А раз это есть, раз это волнует людей, значит, театр должен не закрывать глаза, а говорить об этом во всеуслышанье».
Ирина Смолякова: «Когда ты узнаешь подробности этой ужасной истории, то первым делом хочется принять душ и смыть с себя всю грязь. Тем не менее пьеса не вызывает отторжения, а, как всякий драматический материал, требует к себе уважения и пристального внимания».
Максим Гуралевич: «Это очень интересная работа. Необычный материал, который затрагивает меня, как человека: я не бандит и люблю добро, а приходится играть внутренне неприятные и неприемлемые для меня вещи. Новый, вне школы русского психологического театра, подход к перевоплощению... Очень интересный режиссер со своим видением и совершенно другим менталитетом».
И, наконец, чтобы ощутить смысл и тон дискуссии, приведем несколько реплик, прозвучавших из зрительного зала. Эскизный вариант спектакля смогли увидеть и оценить деятели культуры, преподаватели, студенты (в том числе — будущие актеры)... Словом, публика собралась подкованная и морально подготовленная. Большей частью — «своя».
«Когда на сцене воспроизводятся реальные события, должно чувствоваться режиссерское видение. «Удар» — это голый натурализм, сплошной негатив, отсутствие выхода. Когда в спектакле, пусть даже самом трагическом, выражена режиссерская позиция, спектакль звучит как призыв к действию, и, невзирая ни на что, хочется жить. А здесь? Просто изложены голые факты. И что остается зрителю? Может, давайте все пойдем и просто повесимся? Или будем искать какой-то выход?»
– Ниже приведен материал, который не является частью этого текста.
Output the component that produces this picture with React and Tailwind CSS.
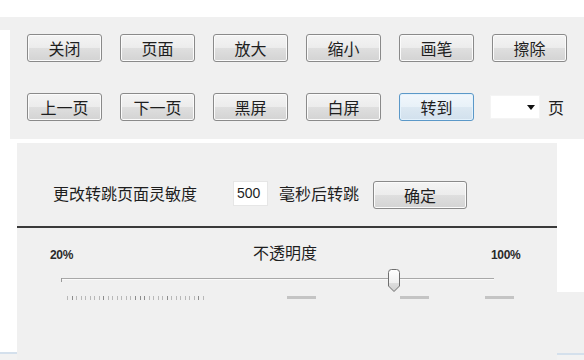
import React from "react";

const cjk = { fontFamily: '"Noto Sans CJK SC", "Noto Sans", sans-serif' };
const latin = { fontFamily: '"Liberation Sans", "DejaVu Sans", sans-serif' };

function WinButton({ label, focused = false, className = "" }) {
    return (
        <button
            style={cjk}
            className={`h-[28px] rounded-[3px] border text-[16px] leading-none text-[#1e1e1e] ${
                focused
                    ? "border-[#5b98c8] bg-[linear-gradient(#f1f7fc_0%,#e8f1f8_50%,#dce8f2_50%,#d2e1ed_100%)] shadow-[inset_0_0_0_1px_#e4f2fc]"
                    : "border-[#8a8a8a] bg-[linear-gradient(#f4f4f4_0%,#ececec_50%,#dfdfdf_50%,#d3d3d3_100%)] shadow-[inset_0_0_0_1px_#fbfbfb]"
            } ${className}`}
        >
            {label}
        </button>
    );
}

const row1 = ["关闭", "页面", "放大", "缩小", "画笔", "擦除"];
const row2 = ["上一页", "下一页", "黑屏", "白屏"];

export default function App() {
    return (
        <div className="w-[584px] h-[360px] bg-white overflow-hidden">
            {/* white band at the very top */}
            <div className="h-[17px] bg-white" />

            {/* top toolbar panel */}
            <div className="h-[122px] bg-[#f0f0f0] pt-[13px]">
                <div className="flex h-full">
                    <div className="w-[10px] bg-white" />
                    <div className="flex-1 pl-[17px] pt-[4px]">
                        <div className="grid grid-cols-[repeat(6,75px)] gap-x-[18px]">
                            {row1.map((t) => (
                                <WinButton key={t} label={t} />
                            ))}
                        </div>
                        <div className="grid grid-cols-[repeat(5,75px)_auto] gap-x-[18px] mt-[31px] items-center">
                            {row2.map((t) => (
                                <WinButton key={t} label={t} />
                            ))}
                            <WinButton label="转到" focused />
                            <div className="flex items-center -ml-[2px]">
                                <div className="w-[50px] h-[24px] bg-white border border-[#f4f4f4] flex items-center justify-end pr-[4px]">
                                    <svg width="8" height="5" viewBox="0 0 8 5">
                                        <path d="M0 0 H8 L4 5 Z" fill="#111" />
                                    </svg>
                                </div>
                                <span style={cjk} className="ml-[8px] text-[16px] text-[#1e1e1e] leading-none">页</span>
                            </div>
                        </div>
                    </div>
                </div>
            </div>

            <div className="h-[4px]" />

            {/* lower area */}
            <div className="flex h-[217px]">
                <div className="w-[17px] flex flex-col">
                    <div className="h-[209px] bg-white" />
                    <div className="h-[2px] bg-[#d4e0ec]" />
                    <div className="flex-1 bg-[#f2f2f2]" />
                </div>

                {/* settings panel */}
                <div className="w-[540px] bg-[#f0f0f0] pt-[36px]">
                    <div className="flex items-center h-[28px] pl-[36px]">
                        <span style={cjk} className="text-[16px] text-[#1e1e1e] leading-none">更改转跳页面灵敏度</span>
                        <div className="ml-[36px] w-[35px] h-[25px] bg-white border border-[#e6e6e6] flex items-center pl-[3px]">
                            <span style={latin} className="text-[14px] text-[#1e1e1e] leading-none">500</span>
                        </div>
                        <span style={cjk} className="ml-[11px] text-[16px] text-[#1e1e1e] leading-none">毫秒后转跳</span>
                        <WinButton label="确定" className="ml-[14px] w-[94px] h-[26px] mt-[4px]" />
                    </div>

                    <div className="mt-[19px] h-[2px] bg-[#3a3a3a]" />

                    {/* opacity labels */}
                    <div className="flex items-start pl-[33px] mt-[14px] h-[20px]">
                        <span style={latin} className="w-[203px] mt-[6px] text-[12px] leading-[14px] font-bold text-[#2a2a2a] tracking-[-0.3px]">20%</span>
                        <span style={cjk} className="w-[238px] text-[16px] leading-[20px] text-[#1e1e1e]">不透明度</span>
                        <span style={latin} className="mt-[6px] text-[12px] leading-[14px] font-bold text-[#2a2a2a] tracking-[-0.3px]">100%</span>
                    </div>

                    {/* slider */}
                    <div className="ml-[44px] mt-[16px] w-[433px] relative">
                        <div className="h-[1px] bg-[#a8a8a8]" />
                        <div className="h-[1px] bg-[#fafafa]" />
                        <div className="absolute left-0 top-0 w-[1px] h-[4px] bg-[#9a9a9a]" />
                        <svg
                            className="absolute left-[326px] top-[-9px]"
                            width="14"
                            height="24"
                            viewBox="0 0 14 24"
                        >
                            <defs>
                                <linearGradient id="thumb" x1="0" y1="0" x2="0" y2="1">
                                    <stop offset="0" stopColor="#ffffff" />
                                    <stop offset="0.6" stopColor="#f0f0f0" />
                                    <stop offset="0.6" stopColor="#dedede" />
                                    <stop offset="1" stopColor="#d0d0d0" />
                                </linearGradient>
                            </defs>
                            <path
                                d="M1.5 3.5 Q1.5 0.5 4.5 0.5 H9.5 Q12.5 0.5 12.5 3.5 V17 L7 22.5 L1.5 17 Z"
                                fill="url(#thumb)"
                                stroke="#6e6e6e"
                                strokeWidth="1"
                            />
                        </svg>
                    </div>

                    {/* tick marks */}
                    <div className="flex items-start pl-[50px] mt-[16px]">
                        <div className="w-[137px] h-[4px] flex justify-between">
                            {Array.from({ length: 31 }).map((_, i) => (
                                <div
                                    key={i}
                                    className={`w-[1px] h-[4px] ${
                                        i % 7 === 1 || i === 16 || i === 17 ? "bg-[#8c8c8c]" : "bg-[#b8b8b8]"
                                    }`}
                                />
                            ))}
                        </div>
                        <div className="ml-[83px] w-[29px] h-[3px] bg-[#c4c4c4]" />
                        <div className="ml-[84px] w-[29px] h-[3px] bg-[#c4c4c4]" />
                        <div className="ml-[56px] w-[29px] h-[3px] bg-[#c4c4c4]" />
                    </div>
                </div>

                <div className="flex-1 flex flex-col">
                    <div className="h-[149px] bg-white" />
                    <div className="h-[61px] bg-[#f0f0f0]" />
                    <div className="h-[2px] bg-[#d4e0ec]" />
                    <div className="flex-1 bg-[#f2f2f2]" />
                </div>
            </div>
        </div>
    );
}
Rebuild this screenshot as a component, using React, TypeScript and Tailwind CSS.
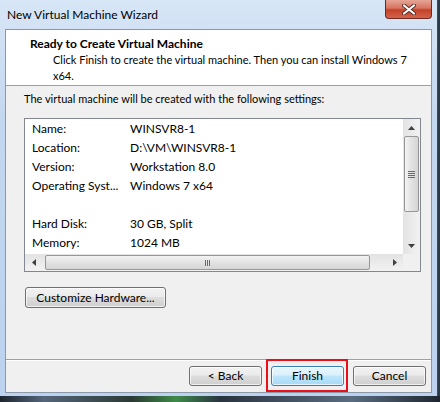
import React from "react";

const font = { fontFamily: 'Lato, "Liberation Sans", sans-serif' };

function Btn({ label, primary = false, className = "" }: { label: string; primary?: boolean; className?: string }) {
  const face = primary
    ? "border-[#3c7fb1] bg-[linear-gradient(to_bottom,#eaf6fd_0%,#d9f0fc_45%,#bee6fd_50%,#a7d9f5_100%)]"
    : "border-[#707070] bg-[linear-gradient(to_bottom,#f2f2f2_0%,#ebebeb_45%,#dddddd_50%,#cfcfcf_100%)]";
  return (
    <div
      className={`flex items-center justify-center rounded-[3px] border text-[12px] text-black shadow-[inset_0_0_0_1px_rgba(255,255,255,0.7)] ${face} ${className}`}
    >
      {label}
    </div>
  );
}

function Arrow({ dir }: { dir: "up" | "down" | "left" | "right" }) {
  const pts = {
    up: "0,4 3.5,0 7,4",
    down: "0,0 3.5,4 7,0",
    left: "4,0 0,3.5 4,7",
    right: "0,0 4,3.5 0,7",
  }[dir];
  const w = dir === "up" || dir === "down" ? 7 : 4;
  const h = dir === "up" || dir === "down" ? 4 : 7;
  return (
    <svg width={w} height={h} viewBox={`0 0 ${w} ${h}`}>
      <polygon points={pts} fill="#404040" />
    </svg>
  );
}

const rows: [string, string][] = [
  ["Name:", "WINSVR8-1"],
  ["Location:", "D:\\VM\\WINSVR8-1"],
  ["Version:", "Workstation 8.0"],
  ["Operating Syst...", "Windows 7 x64"],
  ["", ""],
  ["Hard Disk:", "30 GB, Split"],
  ["Memory:", "1024 MB"],
];

export default function App() {
  return (
    <div className="flex h-[402px] w-[440px] flex-col bg-[#2c3a48] text-black" style={font}>
      <div className="flex h-[396px] w-[438px] flex-col border-r border-[#3e4a58] bg-[linear-gradient(to_bottom,#d7e6f6_0%,#c3d7ef_30%,#bcd2ee_100%)] px-[5px]">
        {/* Title bar */}
        <div className="relative flex h-[29px] shrink-0 items-center pl-[2px]">
          <span className="text-[12px] text-black">New Virtual Machine Wizard</span>
          <div className="absolute right-[0px] top-0 flex h-[19px] w-[47px] items-center justify-center rounded-b-[4px] border border-t-0 border-[#6b2a23] bg-[linear-gradient(to_bottom,#e6a597_0%,#d8745f_45%,#c24229_55%,#d4624a_100%)]">
            <svg width="14" height="11" viewBox="0 0 14 11">
              <path d="M2 1.5 L12 9.5 M12 1.5 L2 9.5" stroke="#5a2b24" strokeWidth="4" strokeLinecap="round" />
              <path d="M2 1.5 L12 9.5 M12 1.5 L2 9.5" stroke="#ffffff" strokeWidth="2.2" strokeLinecap="round" />
            </svg>
          </div>
        </div>

        {/* Client area */}
        <div className="flex h-[364px] flex-col border border-[#8a98aa] bg-[#f0f0f0]">
          {/* Header */}
          <div className="h-[56px] shrink-0 border-b border-[#a0a0a0] bg-white pt-[6px] leading-[16px]">
            <div className="pl-[24px] text-[12px] font-bold">Ready to Create Virtual Machine</div>
            <div className="whitespace-nowrap pl-[47px] text-[11px]">
              Click Finish to create the virtual machine. Then you can install Windows 7
              <br />
              x64.
            </div>
          </div>

          {/* Body */}
          <div className="flex flex-1 flex-col pl-[18px] pr-[10px] pt-[5px] text-[12px] leading-[16px]">
            <div className="text-[11px]">The virtual machine will be created with the following settings:</div>
            <div className="mt-[11px] flex h-[154px] flex-col border border-[#828790] bg-white">
              <div className="flex h-[135px]">
                <div className="flex-1">
                  {rows.map(([k, v], i) => (
                    <div key={i} className="flex h-[19px] items-center pl-[7px]">
                      <span className="w-[98px]">{k}</span>
                      <span>{v}</span>
                    </div>
                  ))}
                </div>
                {/* Vertical scrollbar */}
                <div className="flex w-[17px] flex-col items-center bg-[linear-gradient(to_right,#e3e3e3,#f2f2f2)]">
                  <div className="flex h-[17px] items-center justify-center">
                    <Arrow dir="up" />
                  </div>
                  <div className="flex h-[76px] w-[15px] items-center justify-center rounded-[2px] border border-[#979797] bg-[linear-gradient(to_right,#f3f3f3,#e2e2e2_50%,#d5d5d5)]">
                    <div className="flex flex-col gap-[1px]">
                      <div className="h-px w-[7px] bg-[#6a6a6a]" />
                      <div className="h-px w-[7px] bg-[#6a6a6a]" />
                      <div className="h-px w-[7px] bg-[#6a6a6a]" />
                      <div className="h-px w-[7px] bg-[#6a6a6a]" />
                    </div>
                  </div>
                  <div className="flex-1" />
                  <div className="flex h-[17px] items-center justify-center">
                    <Arrow dir="down" />
                  </div>
                </div>
              </div>
              {/* Horizontal scrollbar */}
              <div className="flex h-[17px]">
                <div className="flex flex-1 items-center bg-[linear-gradient(to_bottom,#e3e3e3,#f2f2f2)]">
                  <div className="flex w-[17px] justify-center">
                    <Arrow dir="left" />
                  </div>
                  <div className="ml-[3px] flex h-[15px] w-[325px] items-center justify-center gap-[1px] rounded-[2px] border border-[#979797] bg-[linear-gradient(to_bottom,#f3f3f3,#e2e2e2_50%,#d5d5d5)]">
                    <div className="h-[6px] w-px bg-[#6a6a6a]" />
                    <div className="h-[6px] w-px bg-[#6a6a6a]" />
                    <div className="h-[6px] w-px bg-[#6a6a6a]" />
                  </div>
                  <div className="flex-1" />
                  <div className="flex w-[17px] justify-center">
                    <Arrow dir="right" />
                  </div>
                </div>
                <div className="w-[17px] bg-[#f0f0f0]" />
              </div>
            </div>
            <Btn label="Customize Hardware..." className="ml-px mt-[15px] h-[21px] w-[141px]" />
          </div>

          {/* Footer */}
          <div className="flex h-[33px] shrink-0 items-center justify-end gap-[9px] border-t border-[#a0a0a0] pr-[5px] shadow-[inset_0_1px_0_#ffffff]">
            <Btn label="< Back" className="h-[20px] w-[73px]" />
            <div className="relative">
              <Btn label="Finish" primary className="h-[20px] w-[73px]" />
              <div className="absolute left-[-5px] top-[-7px] h-[33px] w-[82px] border-2 border-[#e8101a]" />
            </div>
            <Btn label="Cancel" className="h-[20px] w-[73px]" />
          </div>
        </div>
      </div>
      <div className="h-[6px] w-full bg-[linear-gradient(to_right,#1e2630_0%,#55657a_10%,#2b3a33_30%,#3e8a4a_40%,#2a3440_50%,#5a6c80_80%,#1e2630_100%)]" />
    </div>
  );
}
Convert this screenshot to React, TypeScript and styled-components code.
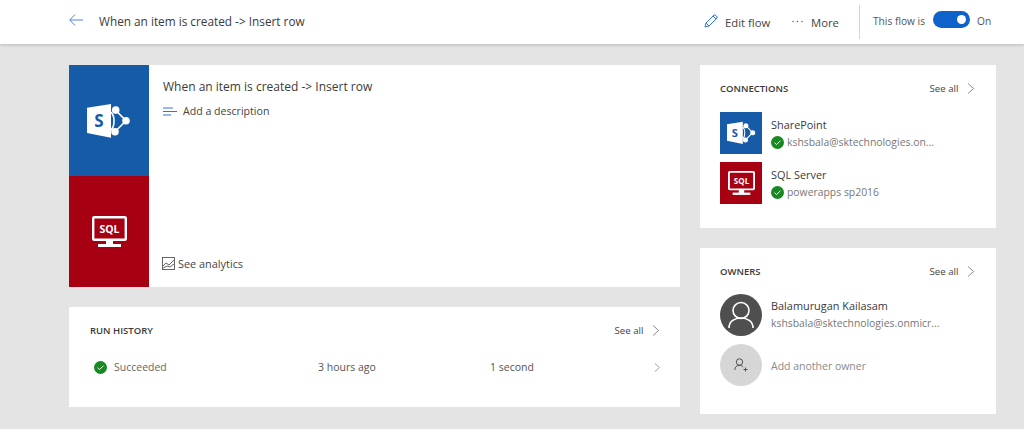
import React from "react";
import styled, { createGlobalStyle } from "styled-components";

const GlobalStyle = createGlobalStyle`
  html, body {
    margin: 0;
    padding: 0;
    background: #e4e4e4;
    font-family: "Open Sans", "Noto Sans", sans-serif;
    color: #333;
    overflow: hidden;
  }
`;

const Page = styled.div`
  width: 1024px;
  height: 429px;
  overflow: hidden;
`;

const Header = styled.header`
  height: 44px;
  background: #fff;
  box-shadow: 0 1px 3px rgba(0, 0, 0, 0.2);
  display: flex;
  align-items: center;
  padding: 0 0 2px 69px;
  box-sizing: border-box;
`;

const BackButton = styled.span`
  display: flex;
  width: 30px;
  margin-bottom: 2px;
`;

const HeaderTitle = styled.div`
  font-size: 11.8px;
  color: #3a3a3a;
  flex: 1;
`;

const HeaderAction = styled.div<{ $gap: number; $width: number }>`
  display: flex;
  align-items: center;
  gap: ${(p) => p.$gap}px;
  width: ${(p) => p.$width}px;
  font-size: 11.3px;
  color: #444;
  margin-top: 2px;

  svg {
    margin-bottom: 2px;
  }
`;

const Divider = styled.div`
  width: 1px;
  height: 34px;
  background: #d4d4d4;
  margin: 1px 13px 0 20px;
`;

const FlowState = styled.div`
  display: flex;
  align-items: center;
  font-size: 10.2px;
  color: #555;
  width: 151px;
`;

const Toggle = styled.div`
  width: 37px;
  height: 17px;
  border-radius: 9px;
  background: #0f62c9;
  margin: 0 7px 4px 8px;
  display: flex;
  align-items: center;
  justify-content: flex-end;
  padding-right: 4px;
  box-sizing: border-box;
`;

const ToggleKnob = styled.div`
  width: 9px;
  height: 9px;
  border-radius: 50%;
  background: #fff;
`;

const Main = styled.main`
  display: grid;
  grid-template-columns: 611px 296px;
  column-gap: 20px;
  padding: 21px 0 0 69px;
  align-items: start;
`;

const Column = styled.div`
  display: flex;
  flex-direction: column;
  gap: 20px;
`;

const Card = styled.section<{ $height: number }>`
  background: #fff;
  height: ${(p) => p.$height}px;
  box-sizing: border-box;
`;

const FlowCard = styled(Card)`
  display: flex;
`;

const ServiceStack = styled.div`
  width: 80px;
  display: flex;
  flex-direction: column;
`;

const ServiceTile = styled.div<{ $bg: string; $size?: number }>`
  background: ${(p) => p.$bg};
  display: flex;
  align-items: center;
  justify-content: center;
  flex: ${(p) => (p.$size ? `0 0 ${p.$size}px` : "1")};
  width: ${(p) => (p.$size ? `${p.$size}px` : "auto")};
  height: ${(p) => (p.$size ? `${p.$size}px` : "auto")};
`;

const FlowBody = styled.div`
  flex: 1;
  display: flex;
  flex-direction: column;
  padding: 13px 14px 16px;
`;

const FlowTitle = styled.div`
  font-size: 12px;
  color: #3a3a3a;
  line-height: 17px;
`;

const DescriptionRow = styled.div`
  display: flex;
  align-items: center;
  gap: 6px;
  margin-top: 9px;
  font-size: 10.6px;
  color: #444;
  line-height: 15px;
`;

const AnalyticsRow = styled.div`
  display: flex;
  align-items: center;
  gap: 3px;
  margin-top: auto;
  font-size: 10.9px;
  color: #444;
  line-height: 15px;
  margin-left: -1px;
`;

const CardHeader = styled.div`
  display: flex;
  align-items: center;
  justify-content: space-between;
`;

const CardLabel = styled.div`
  font-size: 9.5px;
  font-weight: 600;
  color: #3a3a3a;
`;

const SeeAll = styled.div`
  display: flex;
  align-items: center;
  gap: 9px;
  font-size: 9.6px;
  color: #444;
`;

const HistoryCard = styled(Card)`
  padding: 17px 20px 0 21px;
`;

const HistoryRow = styled.div`
  display: grid;
  grid-template-columns: 228px 172px 1fr 8px;
  align-items: center;
  margin-top: 23px;
  font-size: 10.5px;
  color: #555;

  svg:last-child {
    justify-self: end;
  }
`;

const HistoryStatus = styled.div`
  display: flex;
  align-items: center;
  gap: 7px;
  margin-left: 4px;
  color: #666;
`;

const SideCard = styled(Card)`
  padding: 17px 21px 0 20px;
`;

const EntityList = styled.div<{ $top: number; $gap: number }>`
  display: flex;
  flex-direction: column;
  gap: ${(p) => p.$gap}px;
  margin-top: ${(p) => p.$top}px;
`;

const EntityRow = styled.div`
  display: flex;
  align-items: center;
  gap: 9px;
`;

const EntityText = styled.div<{ $drop?: number }>`
  display: flex;
  flex-direction: column;
  padding-top: ${(p) => p.$drop ?? 0}px;
`;

const EntityName = styled.div`
  font-size: 10.9px;
  color: #3a3a3a;
  line-height: 16px;
`;

const EntityDetail = styled.div`
  display: flex;
  align-items: center;
  gap: 3px;
  font-size: 10.4px;
  color: #777;
  line-height: 18px;
  white-space: nowrap;
`;

const Avatar = styled.div<{ $bg: string }>`
  width: 42px;
  height: 42px;
  border-radius: 50%;
  background: ${(p) => p.$bg};
  display: flex;
  align-items: center;
  justify-content: center;
`;

const AddOwner = styled.div`
  font-size: 10.5px;
  color: #8a8a8a;
  padding-top: 2px;
`;

const Chevron = ({ size = 11 }: { size?: number }) => (
  <svg width={size * 0.7} height={size} viewBox="0 0 7 10" fill="none" stroke="#666" strokeWidth="0.7">
    <path d="M1 0.5 L6 5 L1 9.5" />
  </svg>
);

const CheckBadge = ({ size = 13 }: { size?: number }) => (
  <svg width={size} height={size} viewBox="0 0 14 14">
    <circle cx="7" cy="7" r="7" fill="#148a1f" />
    <path d="M3.8 7.2 L6 9.3 L10.2 5" fill="none" stroke="#fff" strokeWidth="1" />
  </svg>
);

const SharePointIcon = ({ size = 44 }: { size?: number }) => (
  <svg width={size} height={size * 0.8} viewBox="0 0 44 35">
    <path d="M28.5 7 L39 17.7 L28 28.7" fill="none" stroke="#fff" strokeWidth="1.6" />
    <path d="M24 9 C28 13 28 23 24 27" fill="none" stroke="#fff" strokeWidth="1.6" />
    <path d="M0 4.7 L24 1 V34.7 L0 30 Z" fill="#fff" />
    <text x="12" y="24" textAnchor="middle" fontFamily="Open Sans, sans-serif" fontWeight="700" fontSize="17" fill="#155ba8">
      S
    </text>
    <circle cx="28.7" cy="7" r="3.8" fill="#fff" />
    <circle cx="39" cy="17.7" r="3.8" fill="#fff" />
    <circle cx="28" cy="28.7" r="3.8" fill="#fff" />
  </svg>
);

const SqlIcon = ({ size = 35 }: { size?: number }) => (
  <svg width={size} height={size * 0.886} viewBox="0 0 35 31">
    <rect x="1.2" y="1.2" width="32.6" height="22.6" rx="1" fill="none" stroke="#fff" strokeWidth="2.4" />
    <text x="17.5" y="16.5" textAnchor="middle" fontFamily="Open Sans, sans-serif" fontWeight="700" fontSize="10.5" fill="#fff">
      SQL
    </text>
    <rect x="14" y="24" width="7" height="5" fill="#fff" />
    <rect x="6" y="28" width="23" height="3" fill="#fff" />
  </svg>
);

const App = () => (
  <Page>
    <GlobalStyle />
    <Header>
      <BackButton>
        <svg width="14" height="12" viewBox="0 0 14 12" fill="none" stroke="#3c78d8" strokeWidth="0.9">
          <path d="M14 6 H0.8 M6 0.5 L0.8 6 L6 11.5" />
        </svg>
      </BackButton>
      <HeaderTitle>When an item is created -&gt; Insert row</HeaderTitle>
      <HeaderAction $gap={7} $width={88}>
        <svg width="14" height="14" viewBox="0 0 14 14" fill="none" stroke="#2f74d8" strokeWidth="1">
          <path d="M1 13 L2 9 L10 1 Q11 0.5 12.5 2 Q13.5 3 13 4 L5 12 Z M2 9 L5 12 M9 2 L12 5" />
        </svg>
        Edit flow
      </HeaderAction>
      <HeaderAction $gap={8} $width={47}>
        <svg width="11" height="3" viewBox="0 0 11 3" fill="#555">
          <circle cx="1" cy="1.5" r="0.7" />
          <circle cx="5.5" cy="1.5" r="0.7" />
          <circle cx="10" cy="1.5" r="0.7" />
        </svg>
        More
      </HeaderAction>
      <Divider />
      <FlowState>
        This flow is
        <Toggle>
          <ToggleKnob />
        </Toggle>
        On
      </FlowState>
    </Header>
    <Main>
      <Column>
        <FlowCard $height={222}>
          <ServiceStack>
            <ServiceTile $bg="#155ba8">
              <SharePointIcon />
            </ServiceTile>
            <ServiceTile $bg="#a80013">
              <SqlIcon />
            </ServiceTile>
          </ServiceStack>
          <FlowBody>
            <FlowTitle>When an item is created -&gt; Insert row</FlowTitle>
            <DescriptionRow>
              <svg width="14" height="9" viewBox="0 0 14 9" fill="none" stroke="#2f74d8" strokeWidth="1">
                <path d="M0 1 H10 M0 4.5 H14 M0 8 H8" />
              </svg>
              Add a description
            </DescriptionRow>
            <AnalyticsRow>
              <svg width="13" height="13" viewBox="0 0 13 13" fill="none" stroke="#555" strokeWidth="0.9">
                <rect x="0.5" y="0.5" width="12" height="12" />
                <path d="M1 9 L4 6 L7 8 L12 3 M1 11 L5 9 L8 10 L12 7" />
              </svg>
              See analytics
            </AnalyticsRow>
          </FlowBody>
        </FlowCard>
        <HistoryCard $height={100}>
          <CardHeader>
            <CardLabel>RUN HISTORY</CardLabel>
            <SeeAll>
              See all
              <Chevron />
            </SeeAll>
          </CardHeader>
          <HistoryRow>
            <HistoryStatus>
              <CheckBadge />
              Succeeded
            </HistoryStatus>
            <div>3 hours ago</div>
            <div>1 second</div>
            <Chevron size={9} />
          </HistoryRow>
        </HistoryCard>
      </Column>
      <Column>
        <SideCard $height={163}>
          <CardHeader>
            <CardLabel>CONNECTIONS</CardLabel>
            <SeeAll>
              See all
              <Chevron />
            </SeeAll>
          </CardHeader>
          <EntityList $top={17} $gap={8}>
            <EntityRow>
              <ServiceTile $bg="#155ba8" $size={42}>
                <SharePointIcon size={29} />
              </ServiceTile>
              <EntityText $drop={2}>
                <EntityName>SharePoint</EntityName>
                <EntityDetail>
                  <CheckBadge />
                  kshsbala@sktechnologies.on...
                </EntityDetail>
              </EntityText>
            </EntityRow>
            <EntityRow>
              <ServiceTile $bg="#a80013" $size={42}>
                <SqlIcon size={27} />
              </ServiceTile>
              <EntityText $drop={2}>
                <EntityName>SQL Server</EntityName>
                <EntityDetail>
                  <CheckBadge />
                  powerapps sp2016
                </EntityDetail>
              </EntityText>
            </EntityRow>
          </EntityList>
        </SideCard>
        <SideCard $height={166}>
          <CardHeader>
            <CardLabel>OWNERS</CardLabel>
            <SeeAll>
              See all
              <Chevron />
            </SeeAll>
          </CardHeader>
          <EntityList $top={16} $gap={8}>
            <EntityRow>
              <Avatar $bg="#4f4f4f">
                <svg width="26" height="28" viewBox="0 0 26 28" fill="none" stroke="#fff" strokeWidth="1.6">
                  <circle cx="13" cy="9.5" r="8" />
                  <path d="M1 27 C1 20 7 17 13 17 C19 17 25 20 25 27" />
                </svg>
              </Avatar>
              <EntityText>
                <EntityName>Balamurugan Kailasam</EntityName>
                <EntityDetail>kshsbala@sktechnologies.onmicr...</EntityDetail>
              </EntityText>
            </EntityRow>
            <EntityRow>
              <Avatar $bg="#d6d6d6">
                <svg width="14" height="14" viewBox="0 0 14 14" fill="none" stroke="#444" strokeWidth="0.9">
                  <circle cx="5.5" cy="4" r="3.2" />
                  <path d="M0.8 12 C0.8 8.8 3 7.4 5.5 7.4 C7 7.4 8.4 8 9.2 9 M9.5 11.5 H13.5 M11.5 9.5 V13.5" />
                </svg>
              </Avatar>
              <AddOwner>Add another owner</AddOwner>
            </EntityRow>
          </EntityList>
        </SideCard>
      </Column>
    </Main>
  </Page>
);

export default App;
«Театр — это не только ответ, театр — это вопрос. Вопрос к сидящим в зале. Я видел мимические перемены, я видел, как менялись глаза героев... такое я видел впервые! Это театр больше для головы, чем для души». «У меня сложилось впечатление, что все мы, посмотрев спектакль, мысленно от него абстрагировались: «Мы — нормальные люди, мы в этой жизни давно уже всё знаем...» Но в спектакле прекрасно показано, как матери могут НЕ знать своих детей. «Удар» — это вопрос: что происходит с нами, такими хорошими, нормальными людьми?»